··· Information supplied ···

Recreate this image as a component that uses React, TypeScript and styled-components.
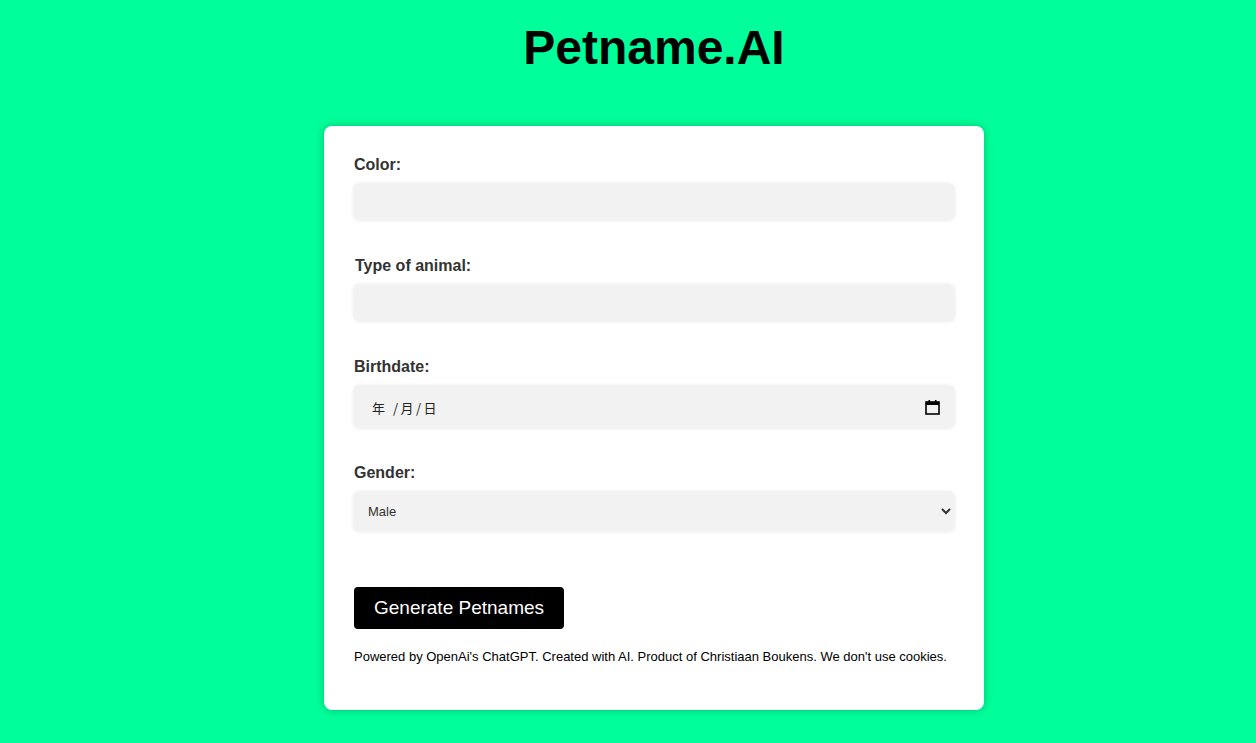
import styled, { createGlobalStyle } from 'styled-components'

const GlobalStyle = createGlobalStyle`
  html, body {
    margin: 0;
    padding: 0;
    background: #00ff9a;
    font-family: 'Liberation Sans', Arial, sans-serif;
  }
`

const fields = [
  { id: 'color', label: 'Color:' },
  { id: 'animal', label: 'Type of animal:', nudge: true }
]

export default function App() {
  return (
    <>
      <GlobalStyle />
      <S.Page>
        <S.Title>Petname.AI</S.Title>
        <S.Card>
          {fields.map((f) => (
            <S.Field key={f.id}>
              <S.Label htmlFor={f.id} nudge={f.nudge}>
                {f.label}
              </S.Label>
              <S.Input id={f.id} type="text" />
            </S.Field>
          ))}
          <S.Field gap={36}>
            <S.Label>Birthdate:</S.Label>
            <S.DateBox>
              <S.DateText>年 /月/日</S.DateText>
              <svg width="15" height="16" viewBox="0 0 15 16">
                <rect x="1" y="3" width="13" height="12" fill="none" stroke="#000" strokeWidth="1.6" />
                <rect x="1" y="3" width="13" height="3" fill="#000" />
                <rect x="3.5" y="1" width="1.6" height="3" fill="#000" />
                <rect x="9.9" y="1" width="1.6" height="3" fill="#000" />
              </svg>
            </S.DateBox>
          </S.Field>
          <S.Field gap={56}>
            <S.Label htmlFor="gender">Gender:</S.Label>
            <S.Select id="gender" defaultValue="male">
              <option value="male">Male</option>
              <option value="female">Female</option>
            </S.Select>
          </S.Field>
          <S.Button>Generate Petnames</S.Button>
          <S.Footer>
            Powered by OpenAi's ChatGPT. Created with AI. Product of Christiaan Boukens. We don't use cookies.
          </S.Footer>
        </S.Card>
      </S.Page>
    </>
  )
}

const S = {
  Page: styled.div`
    display: flex;
    flex-direction: column;
    align-items: center;
    padding: 20px 0 33px 52px;
    min-height: 100vh;
    box-sizing: border-box;
  `,
  Title: styled.h1`
    margin: 0 0 51px;
    font-size: 48px;
    font-weight: bold;
    color: #000;
    line-height: normal;
  `,
  Card: styled.div`
    width: 660px;
    box-sizing: border-box;
    padding: 30px 30px 30px;
    background: #fff;
    border-radius: 8px;
    box-shadow: 0 0 10px rgba(0, 0, 0, 0.25);
  `,
  Field: styled.div<{ gap?: number }>`
    display: flex;
    flex-direction: column;
    margin-bottom: ${(p) => p.gap ?? 37}px;
  `,
  Label: styled.label<{ nudge?: boolean }>`
    font-size: 16px;
    font-weight: bold;
    color: #333;
    margin: 0 0 10px ${(p) => (p.nudge ? '1px' : '0')};
  `,
  Input: styled.input`
    height: 36px;
    box-sizing: border-box;
    padding: 10px;
    border: none;
    border-radius: 5px;
    background: #f2f2f2;
    box-shadow: 0 0 4px rgba(0, 0, 0, 0.12);
    font-size: 14px;
    font-family: inherit;
    outline: none;
  `,
  DateBox: styled.div`
    height: 42px;
    box-sizing: border-box;
    padding: 0 14px 0 18px;
    display: flex;
    align-items: center;
    justify-content: space-between;
    border-radius: 5px;
    background: #f2f2f2;
    box-shadow: 0 0 4px rgba(0, 0, 0, 0.12);
  `,
  DateText: styled.span`
    font-family: 'Noto Sans CJK SC', 'Liberation Sans', sans-serif;
    font-size: 13px;
    color: #222;
    letter-spacing: 2.5px;
  `,
  Select: styled.select`
    height: 39px;
    box-sizing: border-box;
    padding: 0 6px 0 10px;
    border: none;
    border-radius: 5px;
    background: #f2f2f2;
    box-shadow: 0 0 4px rgba(0, 0, 0, 0.12);
    font-family: 'Liberation Sans', Arial, sans-serif;
    font-size: 13px;
    color: #333;
    outline: none;
  `,
  Button: styled.button`
    height: 42px;
    padding: 0 20px;
    border: none;
    border-radius: 4px;
    background: #000;
    color: #fff;
    font-family: inherit;
    font-size: 19px;
    cursor: pointer;
  `,
  Footer: styled.p`
    margin: 20px 0 16px;
    font-size: 13px;
    color: #000;
  `
}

···

Work required:
Copy every line of the listing that includes the string "components".

Output below:
Recreate this image as a component that uses React, TypeScript and styled-components.
import styled, { createGlobalStyle } from 'styled-components'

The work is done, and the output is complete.